New York-based developer Jason Halpern’s JMH Development has been given the go-ahead to carry out a rare demolition in South Beach, in a bid to build a 35,000-square-foot condo building at 2901 Indian Creek Drive. Halpern paid $5.65 million for the parcel late last year.

Approval came from the Miami Beach Historic Preservation Board, which is allowing Halpern to demolish a 1938 structure while retaining two other buildings built in 1936 and 1962 in a project, which one board member said, “would improve a blighted neighborhood.“

Halpern told The Real Deal that the project will have about 15 units, and among them will be three multistory townhomes with individual plunge pools. It will also have a unique to Miami semi-automated parking elevator system that residents will operate. The neighborhood is known for having virtually no street parking and squeezing more than 20 parking spaces into the structure would have been extremely difficult without parking elevators, Halpern told TRD, adding that automated parking elevators are common in New York and actually work best in small buildings.

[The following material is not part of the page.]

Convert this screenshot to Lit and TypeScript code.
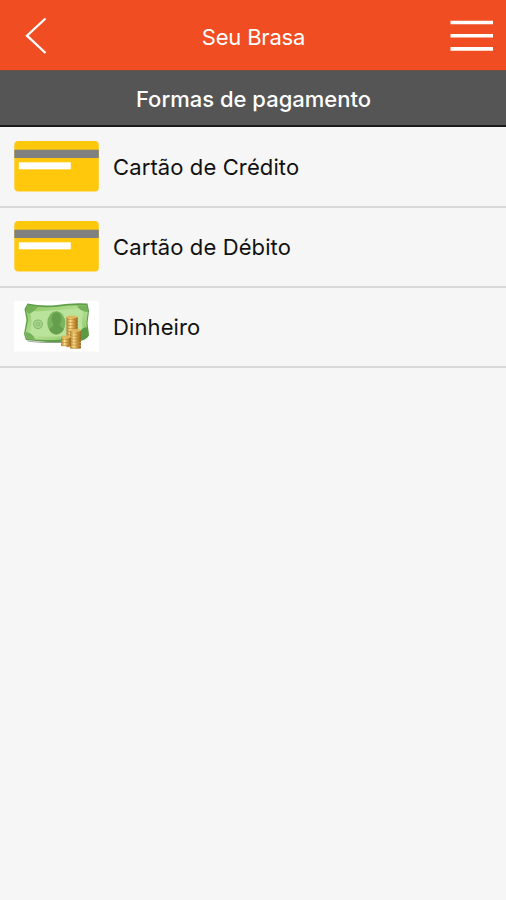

J.J. Wood and Sebastian Velez of the Miami Beach architecture firm Urban Robot designed the complex. Halpern said the two and his Executive Vice President Laura Garcia had the challenge of combining the historic with the new.

“We put a lot of thought into the contrast between the two and we think it is relevant and we spend a lot of time looking at that,” Halpern said.

A staff report from the Historic Preservation Board noted that when completed, the seven-story structure with its inward sweeping balconies will reference some of the classic Morris Lapidus style buildings found just to the east on Collins Avenue. The report said that the façade of the building has been set back approximately 90 feet from the west facades of historic buildings in the area.

Even preservationists normally averse to any demolition in Miami Beach like the project. Daniel Ciraldo of the Miami Design Preservation League called the project “a good example of blending the old and the new, the design is successful.”

Halpern said he and his team hope to start building in early 2016 and sales should begin in the next four to six months, although he said his team has yet to decide on pricing.